What specifiers should ask before approving an acoustic sound insulation slab
A few technical questions can save time and rework later. First, what type of noise is being controlled – airborne sound, rain impact noise, reverberation, or equipment noise? Second, where is the weak point – wall, ceiling, roof, junction, or service penetration? Third, does the project also need thermal support or condensation control?
It is also worth asking how the product will be installed on a real site, not just in a clean drawing detail. A good specification should account for penetrations, edge sealing, compatibility with other materials, fire treatment, and long-term stability.
For commercial buyers, lifecycle value matters too. A lower-cost material that leaves acoustic complaints unresolved or allows moisture issues to continue is not a savings. It is a deferred cost.
A performance-first approach for commercial buildings
The strongest acoustic results usually come from treating insulation as part of a whole building solution. That means matching the material to the assembly, the noise source, and the operating environment. It also means being honest about limitations.
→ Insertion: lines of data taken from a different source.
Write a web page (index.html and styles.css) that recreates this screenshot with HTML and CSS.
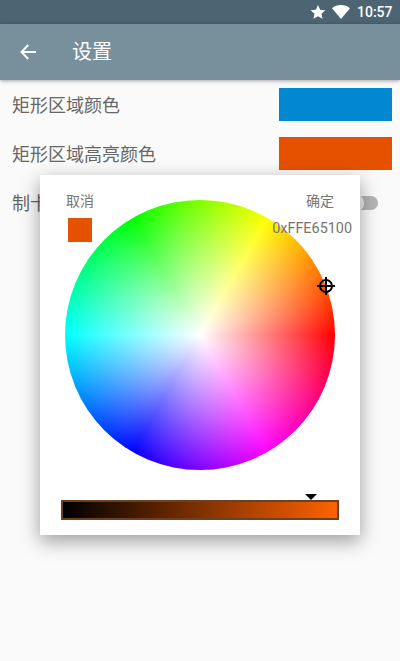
FILE: index.html
```html
<!DOCTYPE html>
<html lang="zh">
<head>
<meta charset="utf-8">
<title>设置</title>
<link rel="stylesheet" href="styles.css">
</head>
<body>
<div class="screen">
  <div class="status-bar">
    <svg class="icon-star" viewBox="0 0 24 24"><path d="M12 1.500l3.200 7.100 7.800.8-5.800 5.200 1.600 7.700L12 18.400l-6.800 3.900 1.600-7.700L1 9.400l7.800-.8z"/></svg>
    <svg class="icon-wifi" viewBox="0 0 18 14"><path d="M9 14L0 3.200C2.400 1.200 5.500 0 9 0s6.600 1.200 9 3.200z"/></svg>
    <span class="clock">10:57</span>
  </div>
  <header class="app-bar">
    <svg class="icon-back" viewBox="0 0 16 16"><path d="M16 8H1.500M8.200 1L1.500 8l6.700 7"/></svg>
    <h1 class="title">设置</h1>
  </header>
  <main class="list">
    <div class="row"><span class="label">矩形区域颜色</span><span class="swatch swatch-blue"></span></div>
    <div class="row"><span class="label">矩形区域高亮颜色</span><span class="swatch swatch-orange"></span></div>
    <div class="row"><span class="label">制卡</span><span class="switch"><span class="thumb"></span></span></div>
  </main>
  <section class="dialog">
    <div class="wheel">
      <svg class="crosshair" viewBox="0 0 18 18"><circle cx="9" cy="9" r="6"/><path d="M9 0v18M0 9h18"/></svg>
    </div>
    <div class="slider"><span class="marker"></span></div>
    <div class="overlay">
      <div class="overlay-left">
        <span class="action">取消</span>
        <span class="current"></span>
      </div>
      <div class="overlay-right">
        <span class="action action-ok">确定</span>
        <span class="hex">0xFFE65100</span>
      </div>
    </div>
  </section>
</div>
</body>
</html>
```

FILE: styles.css
```css
* { box-sizing: border-box; }
html, body { margin: 0; padding: 0; height: 100%; }
body { font-family: Roboto, "Noto Sans CJK SC", sans-serif; background: #fafafa; overflow: hidden; }
.screen { position: relative; width: 400px; height: 661px; background: #fafafa; }

.status-bar { height: 24px; background: #4d6572; display: flex; align-items: center; justify-content: flex-end; padding-right: 8px; color: #fff; }
.icon-star { width: 16px; height: 16px; fill: #fff; margin-right: 6px; }
.icon-wifi { width: 18px; height: 14px; fill: #fff; margin-right: 7px; }
.clock { font-size: 14px; font-weight: 500; line-height: 24px; width: 35px; }

.app-bar { height: 56px; background: #78909c; display: flex; align-items: center; padding-left: 20px; box-shadow: 0 1px 4px rgba(0,0,0,.35); position: relative; }
.icon-back { width: 16px; height: 16px; fill: none; stroke: #fff; stroke-width: 1.9; margin-right: 36px; }
.title { margin: 0; padding-bottom: 3px; font-size: 20px; font-weight: 400; color: #fff; }

.list { padding: 8px 8px 0 12px; display: flex; flex-direction: column; gap: 16px; }
.row { height: 33px; display: flex; align-items: center; justify-content: space-between; }
.label { font-size: 18px; color: #666; padding-bottom: 2px; }
.swatch { width: 113px; height: 33px; }
.swatch-blue { background: #0288d1; }
.swatch-orange { background: #e65100; }
.switch { width: 34px; height: 14px; border-radius: 7px; background: #b5b5b5; margin-right: 14px; position: relative; }
.thumb { display: block; width: 20px; height: 20px; border-radius: 50%; background: #f1f1f1; margin: -3px 0 0 0; }

.dialog { position: absolute; left: 40px; top: 175px; width: 320px; height: 360px; background: #fff; box-shadow: 0 6px 18px rgba(0,0,0,.38); padding: 25px 21px 15px; display: flex; flex-direction: column; align-items: center; }
.wheel { position: relative; flex: none; width: 270px; height: 270px; border-radius: 50%; background: radial-gradient(circle closest-side, #fff 0%, rgba(255,255,255,0) 100%), conic-gradient(from 90deg, #f00, #f0f, #00f, #0ff, #0f0, #ff0, #f00); }
.crosshair { position: absolute; left: 252px; top: 77px; width: 18px; height: 18px; fill: none; stroke: #000; stroke-width: 2; }

.slider { position: relative; flex: none; margin-top: 30px; width: 278px; height: 20px; border: 2px solid #6e4020; background: linear-gradient(to right, #000, #ff6200); }
.marker { position: absolute; left: 242px; top: -8px; width: 0; height: 0; border-left: 6px solid transparent; border-right: 6px solid transparent; border-top: 6px solid #000; }

.overlay { position: absolute; left: 0; top: 0; right: 0; display: flex; justify-content: space-between; padding: 17px 8px 0 26px; font-size: 14px; color: #757575; }
.overlay-left { display: flex; flex-direction: column; align-items: center; }
.overlay-right { display: flex; flex-direction: column; align-items: flex-end; }
.action { line-height: 18px; }
.action-ok { margin-right: 18px; }
.current { width: 24px; height: 24px; background: #e65100; margin-top: 8px; }
.hex { margin-top: 10px; line-height: 18px; font-size: 14.4px; }
```
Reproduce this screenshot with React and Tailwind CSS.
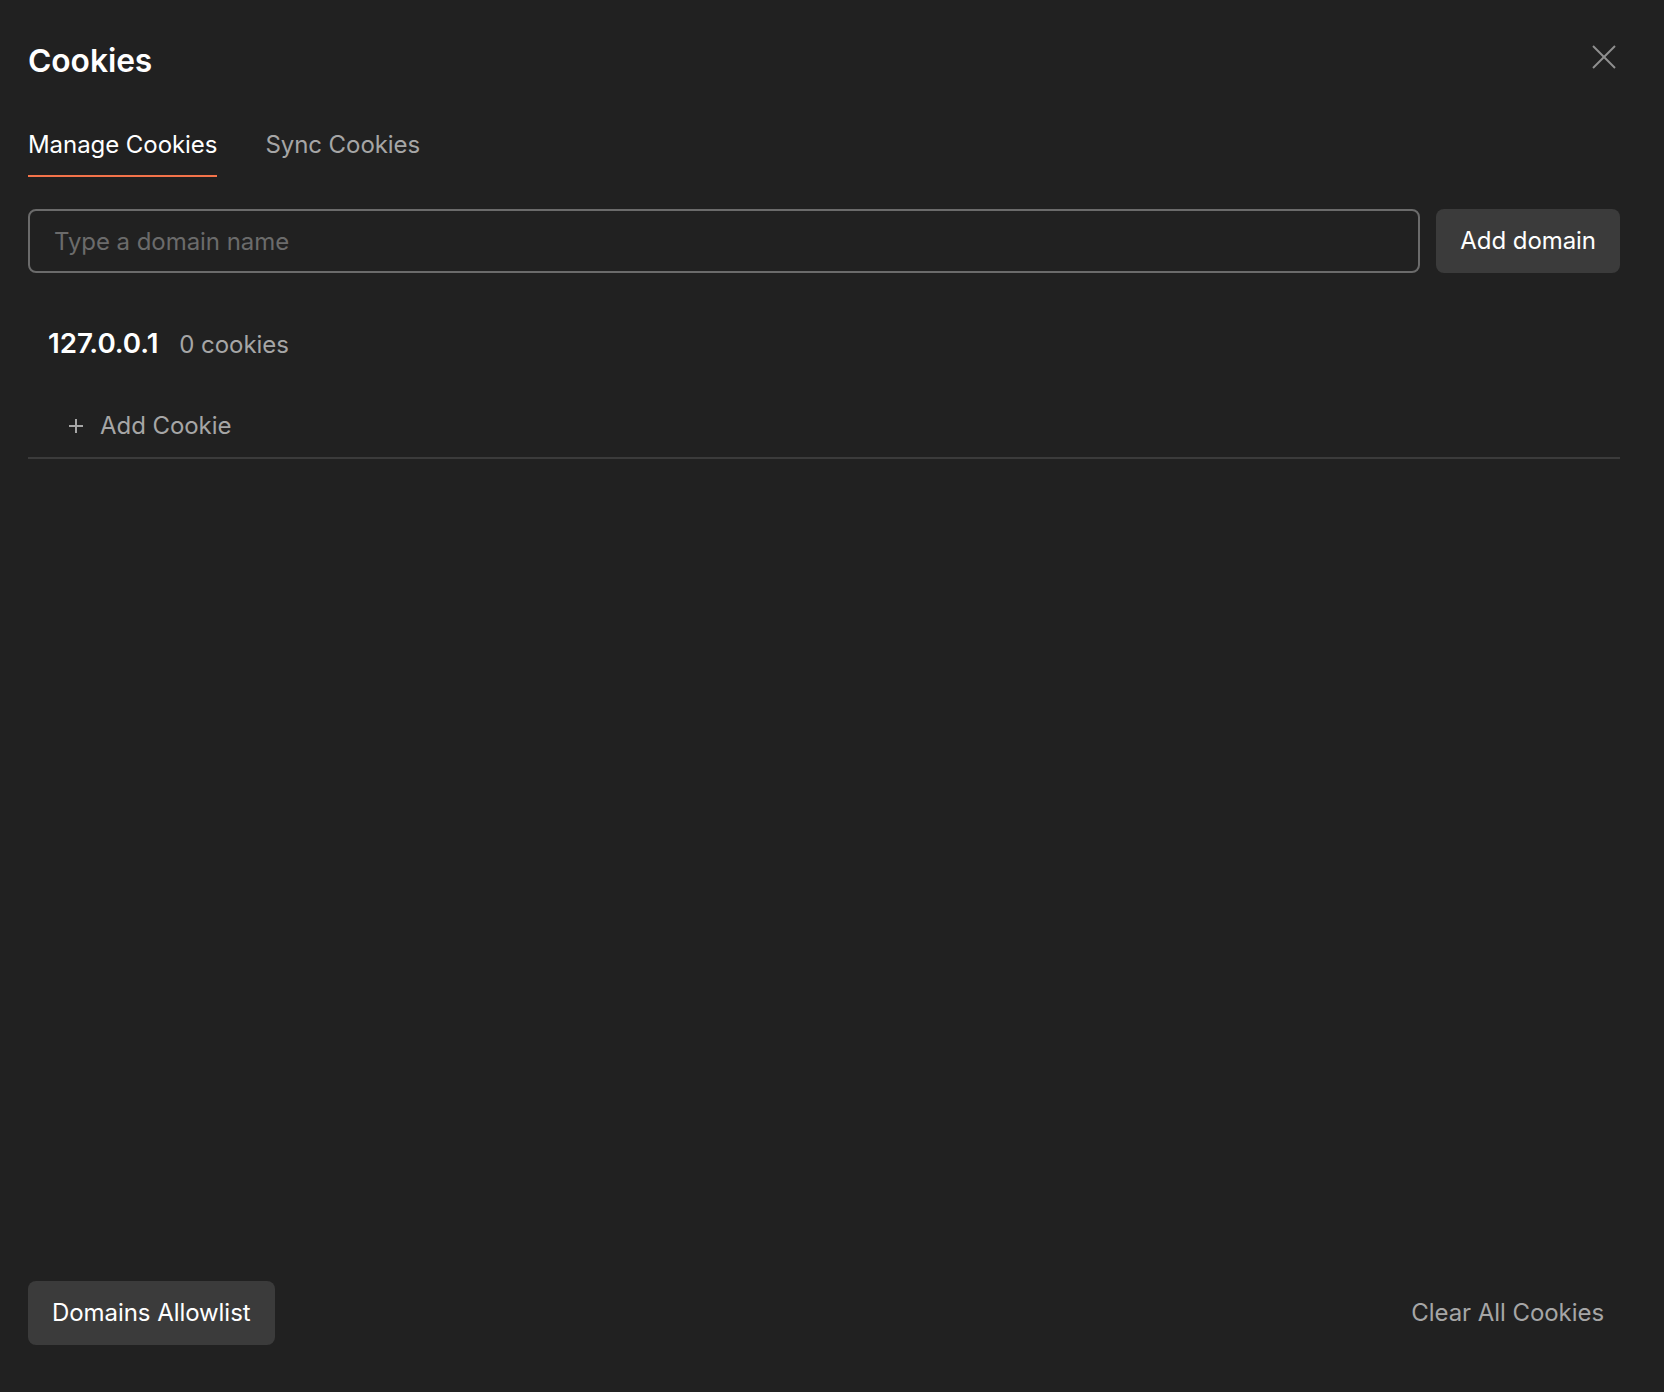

An acoustic sound insulation slab can be an effective product in the right application. It can improve wall and ceiling performance, reduce internal noise transfer, and support better occupant comfort. But in buildings where rain noise, roof impact sound, and condensation are part of the same problem, a broader insulation strategy is often the smarter choice.
That is where experienced acoustic assessment adds value. Instead of prescribing a generic material, a specialist can identify whether the project needs cavity absorption, continuous roof treatment, moisture management, or a combination of all three. Companies such as TCL Resources Sdn Bhd build their recommendations around that principle because the goal is not to sell insulation by category. The goal is to solve the building problem properly.
If you are reviewing materials for a new build or retrofit, focus less on product labels and more on performance in the actual assembly. The quietest, driest, and most reliable buildings are rarely the result of a single material choice. They come from choosing the right system for the way the building really behaves.